I had come to this place to learn about writing for children. Just because I had published Gold last year didn't mean that I knew how to take the next step in this exacting writing form. I needed the guidance and expertise of the masters and that is what we got in this place with roaring fires, nourishing food and people of like minds.
Their choice of workshop facilitators, E R Murray and Sheena Wilkinson, was inspired. They were a perfect match, a symbiotic pairing where one sparked off the other and between showing and telling, through a series of entertaining prompts, we became familiar with the rudiments of good story, and like the keepers of the flame, they kept the fires of our imaginations burning brightly.
Evening meal was prepared by three participants per night and like a Masterchef programme, the ingredients were laid out for us and recipe to hand so that we could follow it line by line. I cut my teeth on cooking for such a large and discerning group with fellow chefs Ger and Aidan. We sang our way through the preparations, chopping, grating, stirring. So busy was I trying to hit the high notes that I didn’t read the recipe correctly and was a tad too generous with the spices on the sweet potato. If anyone noticed they, creatively, said nothing.
Our accommodation was in one of the cottages away from the main house and it afforded us a walk there and back each day to have some time to think about what was worked on earlier.

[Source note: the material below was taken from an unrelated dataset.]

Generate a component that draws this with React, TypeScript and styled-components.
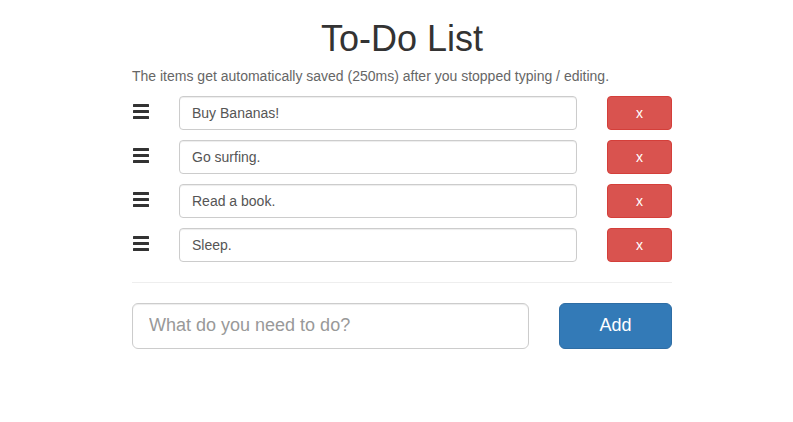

Evenings were spent in the library, reading from favourite books, reading from our own work or listening to the published works of Sheena and Elizabeth as well as our visitor Patricia Forde who entertained us hugely with her writing experiences to date.
Storm Doris raged through the trees as we returned to our cottage each night, the sound of a fox, a flick of its tail in the flashlight, the rooks settling into the trees, a last song. Thanks to one and all for making it such a worthwhile experience, but especially the visionaries, Margaret and Nollaig.